Gefahr durch Hisbollah aus dem Norden?
Der Straßen-, Häuser- und Tunnel-Kampf bindet sehr viele israelische Soldaten in Gaza, was dann zu einem Problem wird, wenn zum Beispiel die libanesische Hisbollah im Norden eine zweite Front eröffnen würde. Bisher feuert sie nur wenige Raketen auf Israel ab. Einen groß angelegten Krieg hat die Hisbollah bisher nicht begonnen. "Sollte Israel von Libanon aus angegriffen werden, gilt ganz Libanon als Feind", sagt Khalil el Helou von der Sankt-Joseph-Universität in Beirut. "Somit wäre die Infrastruktur ein Ziel und Israel würde uns in die Steinzeit bomben. Das muss die Hisbollah berücksichtigen. Es kommen ja nicht nur die Libanesen zu Schaden, die gegen die Hisbollah sind, sondern auch ihre Anhänger. Vor allem wird dann auch ein Wiederaufbau ohne arabische oder westliche Unterstützung sehr schwierig."

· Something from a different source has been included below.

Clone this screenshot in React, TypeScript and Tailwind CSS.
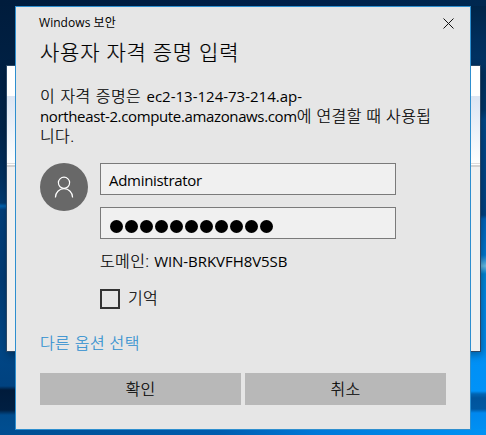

Die US-Regierung hat zwei Flugzeugträger in die Region entsandt, damit keine weiteren Akteure, wie die libanesische Hisbollah oder gar der Iran in den Krieg Israels gegen die Hamas eingreifen. Da sich die israelische Armee ein Maximalziel gesetzt hat, nämlich die Zerstörung der Hamas, ist mit sehr vielen weiteren zivilen Opfern zu rechnen. Vor allem auch deshalb, weil nicht nur sehr viele Bodentruppen im Einsatz sind, sondern auch die israelische Luftwaffe weiterhin angreift. Das von der Hamas kontrollierte Gesundheitsministerium beziffert die Zahl der Toten schon jetzt auf mehr als 9.000.